### Data block
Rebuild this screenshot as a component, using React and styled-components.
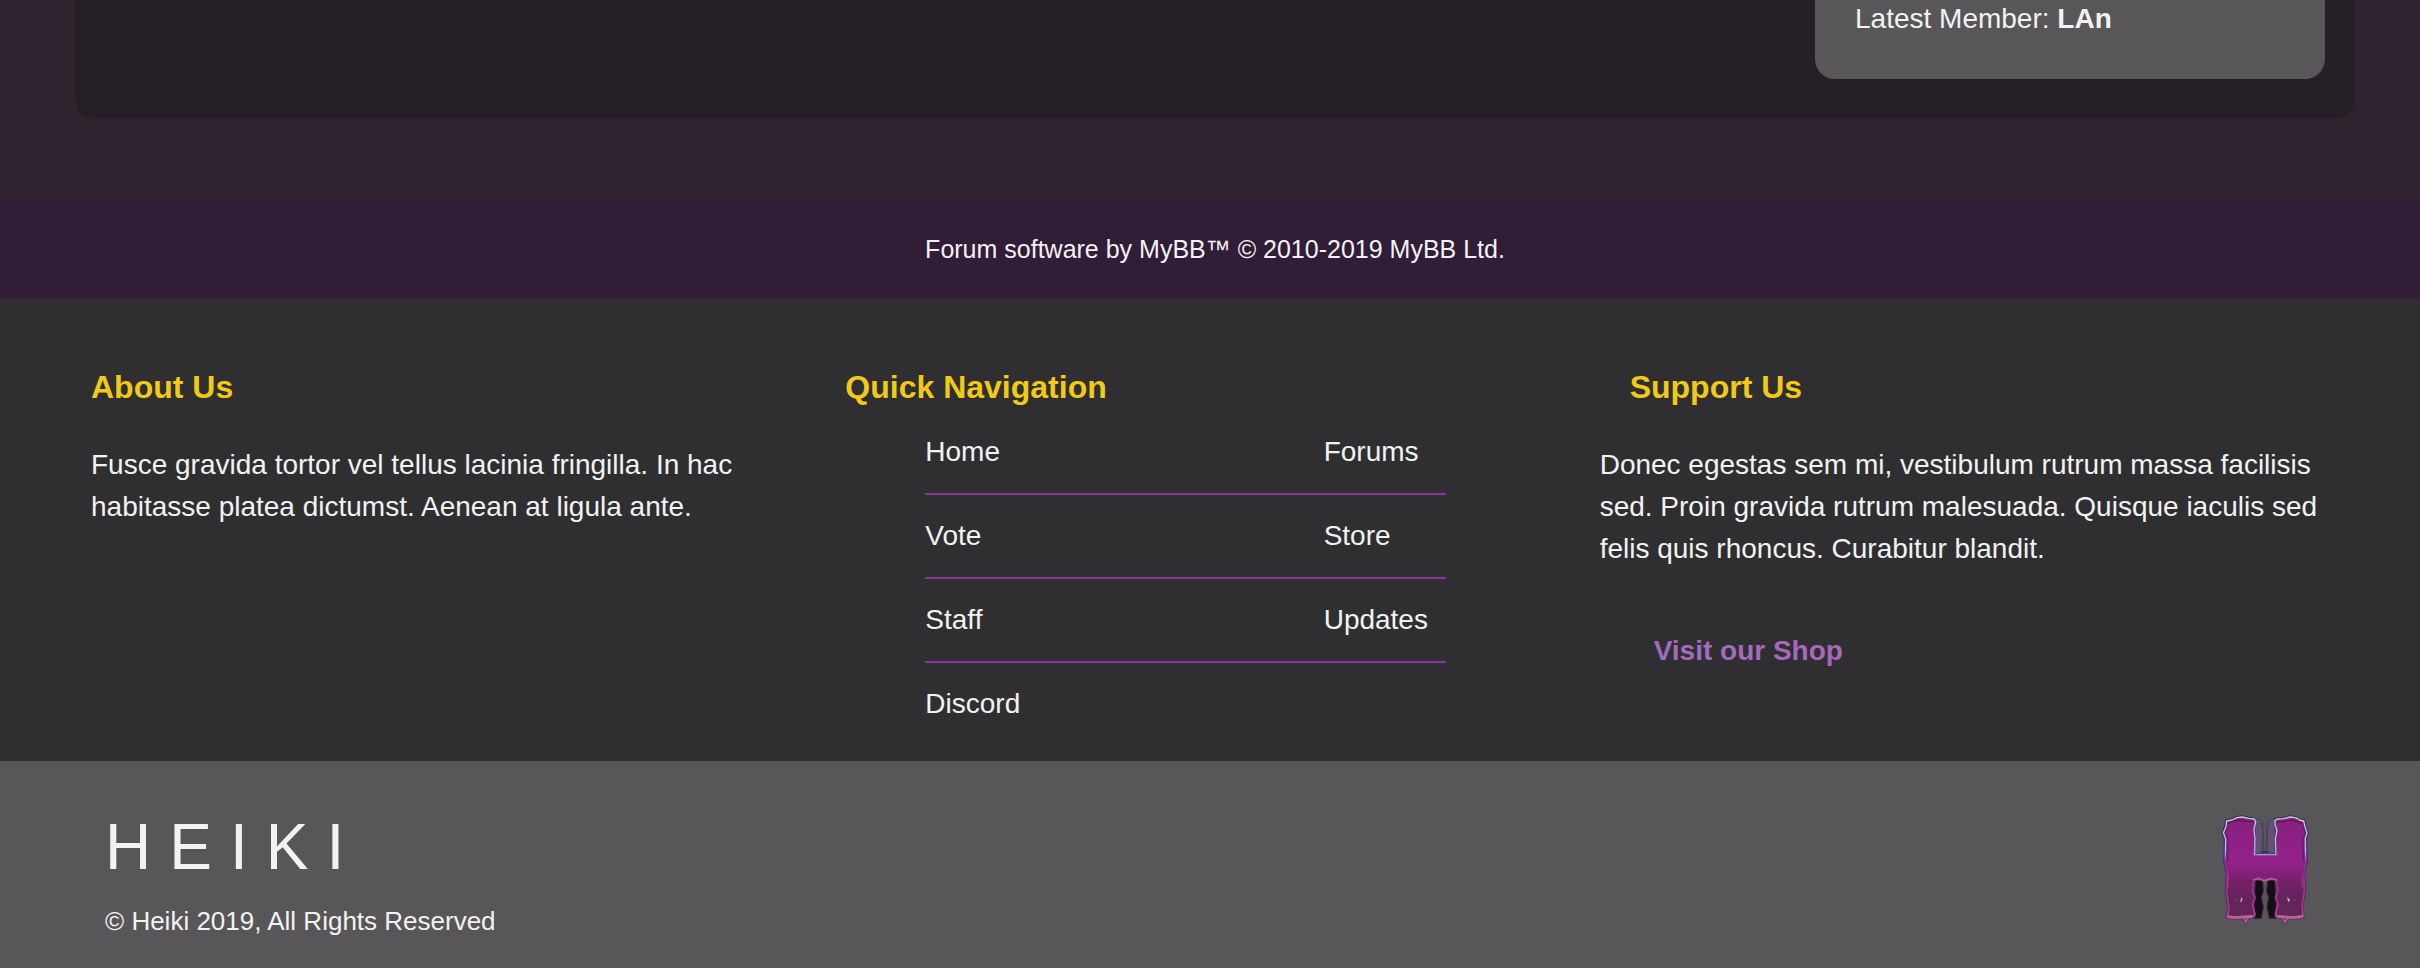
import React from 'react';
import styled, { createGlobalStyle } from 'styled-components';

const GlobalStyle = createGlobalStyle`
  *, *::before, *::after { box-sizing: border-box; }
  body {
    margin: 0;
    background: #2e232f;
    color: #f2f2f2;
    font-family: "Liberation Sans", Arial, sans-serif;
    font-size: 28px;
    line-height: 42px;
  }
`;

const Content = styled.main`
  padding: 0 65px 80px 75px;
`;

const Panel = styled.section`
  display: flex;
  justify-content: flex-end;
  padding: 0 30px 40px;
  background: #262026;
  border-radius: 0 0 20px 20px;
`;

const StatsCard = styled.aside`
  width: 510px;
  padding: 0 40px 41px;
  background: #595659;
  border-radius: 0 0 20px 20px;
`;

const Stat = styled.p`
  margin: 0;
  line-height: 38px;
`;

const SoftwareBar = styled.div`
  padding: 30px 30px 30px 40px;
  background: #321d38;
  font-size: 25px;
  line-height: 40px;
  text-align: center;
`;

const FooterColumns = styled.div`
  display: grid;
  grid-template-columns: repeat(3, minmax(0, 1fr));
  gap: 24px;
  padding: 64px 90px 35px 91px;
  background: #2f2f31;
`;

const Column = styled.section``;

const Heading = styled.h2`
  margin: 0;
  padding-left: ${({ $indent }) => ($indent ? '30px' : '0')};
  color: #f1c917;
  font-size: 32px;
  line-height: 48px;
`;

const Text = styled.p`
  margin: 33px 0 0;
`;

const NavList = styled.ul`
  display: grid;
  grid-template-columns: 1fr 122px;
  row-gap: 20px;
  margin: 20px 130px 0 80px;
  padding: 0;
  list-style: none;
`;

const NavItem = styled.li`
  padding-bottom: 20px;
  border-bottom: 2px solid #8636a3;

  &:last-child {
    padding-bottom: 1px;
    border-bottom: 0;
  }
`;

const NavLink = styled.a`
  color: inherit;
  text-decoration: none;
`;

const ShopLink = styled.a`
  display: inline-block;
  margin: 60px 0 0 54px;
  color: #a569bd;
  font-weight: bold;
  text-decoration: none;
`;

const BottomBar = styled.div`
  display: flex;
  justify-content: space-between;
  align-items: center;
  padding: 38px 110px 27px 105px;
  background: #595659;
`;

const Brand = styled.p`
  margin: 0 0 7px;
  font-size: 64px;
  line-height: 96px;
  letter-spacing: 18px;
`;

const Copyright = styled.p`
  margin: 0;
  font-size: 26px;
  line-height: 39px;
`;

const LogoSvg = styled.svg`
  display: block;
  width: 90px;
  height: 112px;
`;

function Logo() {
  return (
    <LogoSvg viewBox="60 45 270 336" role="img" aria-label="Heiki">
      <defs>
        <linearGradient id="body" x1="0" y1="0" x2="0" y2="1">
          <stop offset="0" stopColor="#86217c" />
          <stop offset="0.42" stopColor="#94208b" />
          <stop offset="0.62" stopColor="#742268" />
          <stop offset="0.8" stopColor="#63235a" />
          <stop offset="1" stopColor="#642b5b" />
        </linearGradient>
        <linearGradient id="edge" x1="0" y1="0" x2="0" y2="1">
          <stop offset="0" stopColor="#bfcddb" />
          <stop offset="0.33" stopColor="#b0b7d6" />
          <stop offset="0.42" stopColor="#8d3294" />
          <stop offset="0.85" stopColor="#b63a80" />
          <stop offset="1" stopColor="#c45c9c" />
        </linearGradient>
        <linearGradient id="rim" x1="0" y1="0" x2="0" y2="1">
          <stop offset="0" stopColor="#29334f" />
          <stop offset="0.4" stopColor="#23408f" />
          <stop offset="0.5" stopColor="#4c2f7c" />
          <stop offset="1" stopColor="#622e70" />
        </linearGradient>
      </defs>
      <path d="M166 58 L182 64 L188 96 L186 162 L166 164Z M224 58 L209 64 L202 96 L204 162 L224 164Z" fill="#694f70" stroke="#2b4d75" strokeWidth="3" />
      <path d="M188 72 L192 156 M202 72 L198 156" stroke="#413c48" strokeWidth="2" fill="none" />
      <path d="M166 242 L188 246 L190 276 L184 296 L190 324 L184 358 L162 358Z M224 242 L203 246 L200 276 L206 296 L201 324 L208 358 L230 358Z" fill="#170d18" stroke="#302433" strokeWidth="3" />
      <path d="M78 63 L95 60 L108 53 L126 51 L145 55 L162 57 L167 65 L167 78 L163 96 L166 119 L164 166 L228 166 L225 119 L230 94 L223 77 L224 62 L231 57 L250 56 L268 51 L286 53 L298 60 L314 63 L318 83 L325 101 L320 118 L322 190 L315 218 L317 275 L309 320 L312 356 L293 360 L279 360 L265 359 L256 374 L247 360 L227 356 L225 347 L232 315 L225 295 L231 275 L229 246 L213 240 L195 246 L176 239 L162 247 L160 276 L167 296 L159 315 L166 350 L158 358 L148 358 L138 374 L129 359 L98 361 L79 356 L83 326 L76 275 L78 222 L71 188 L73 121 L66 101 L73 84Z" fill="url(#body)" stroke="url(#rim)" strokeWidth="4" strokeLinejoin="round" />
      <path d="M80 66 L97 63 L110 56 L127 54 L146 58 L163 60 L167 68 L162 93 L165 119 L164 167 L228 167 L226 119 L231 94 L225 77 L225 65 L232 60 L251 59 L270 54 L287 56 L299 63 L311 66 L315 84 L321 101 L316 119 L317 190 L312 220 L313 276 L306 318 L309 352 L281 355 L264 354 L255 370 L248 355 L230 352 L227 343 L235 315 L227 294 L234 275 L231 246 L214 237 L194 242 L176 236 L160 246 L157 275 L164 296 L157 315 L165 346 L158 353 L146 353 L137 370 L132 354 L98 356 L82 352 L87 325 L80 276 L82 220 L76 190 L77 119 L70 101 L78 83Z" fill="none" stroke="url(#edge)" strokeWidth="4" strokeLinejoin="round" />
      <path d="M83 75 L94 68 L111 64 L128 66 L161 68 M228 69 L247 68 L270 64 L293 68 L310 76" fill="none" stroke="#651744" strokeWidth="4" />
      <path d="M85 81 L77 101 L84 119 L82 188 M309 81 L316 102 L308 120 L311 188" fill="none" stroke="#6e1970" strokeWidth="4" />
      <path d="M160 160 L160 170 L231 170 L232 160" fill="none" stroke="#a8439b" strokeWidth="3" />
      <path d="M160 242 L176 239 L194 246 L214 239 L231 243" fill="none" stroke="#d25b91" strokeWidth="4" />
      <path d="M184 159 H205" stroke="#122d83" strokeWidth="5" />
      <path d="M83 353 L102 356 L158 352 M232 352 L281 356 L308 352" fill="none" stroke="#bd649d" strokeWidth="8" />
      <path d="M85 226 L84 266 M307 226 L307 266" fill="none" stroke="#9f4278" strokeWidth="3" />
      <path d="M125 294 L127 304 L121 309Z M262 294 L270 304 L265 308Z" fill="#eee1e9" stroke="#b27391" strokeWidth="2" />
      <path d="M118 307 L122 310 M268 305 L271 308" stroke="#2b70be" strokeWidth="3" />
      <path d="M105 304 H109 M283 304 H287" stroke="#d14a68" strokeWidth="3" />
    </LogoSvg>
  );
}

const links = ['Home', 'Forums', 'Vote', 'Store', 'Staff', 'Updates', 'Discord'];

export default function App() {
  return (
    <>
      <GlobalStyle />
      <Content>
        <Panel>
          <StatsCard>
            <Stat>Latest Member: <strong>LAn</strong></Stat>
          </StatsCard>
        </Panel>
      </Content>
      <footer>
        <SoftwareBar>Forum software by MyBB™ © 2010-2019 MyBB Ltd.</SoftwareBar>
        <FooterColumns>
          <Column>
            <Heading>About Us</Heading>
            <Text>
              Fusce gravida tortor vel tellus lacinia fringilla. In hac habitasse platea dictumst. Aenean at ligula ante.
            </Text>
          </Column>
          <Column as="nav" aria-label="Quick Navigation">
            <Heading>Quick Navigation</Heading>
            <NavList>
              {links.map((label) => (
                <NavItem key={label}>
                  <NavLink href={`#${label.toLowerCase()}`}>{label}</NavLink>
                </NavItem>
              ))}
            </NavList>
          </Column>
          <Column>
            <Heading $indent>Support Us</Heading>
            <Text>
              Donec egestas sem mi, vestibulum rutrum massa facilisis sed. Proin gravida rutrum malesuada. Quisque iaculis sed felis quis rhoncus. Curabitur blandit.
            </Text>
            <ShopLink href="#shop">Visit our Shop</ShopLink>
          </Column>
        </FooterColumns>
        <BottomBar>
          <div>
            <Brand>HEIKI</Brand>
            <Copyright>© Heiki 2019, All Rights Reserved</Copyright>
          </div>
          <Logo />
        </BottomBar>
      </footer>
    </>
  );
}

### Short problem
Look for lines containing the string "components" and copy them all.

### Finished answer
Rebuild this screenshot as a component, using React and styled-components.
import styled, { createGlobalStyle } from 'styled-components';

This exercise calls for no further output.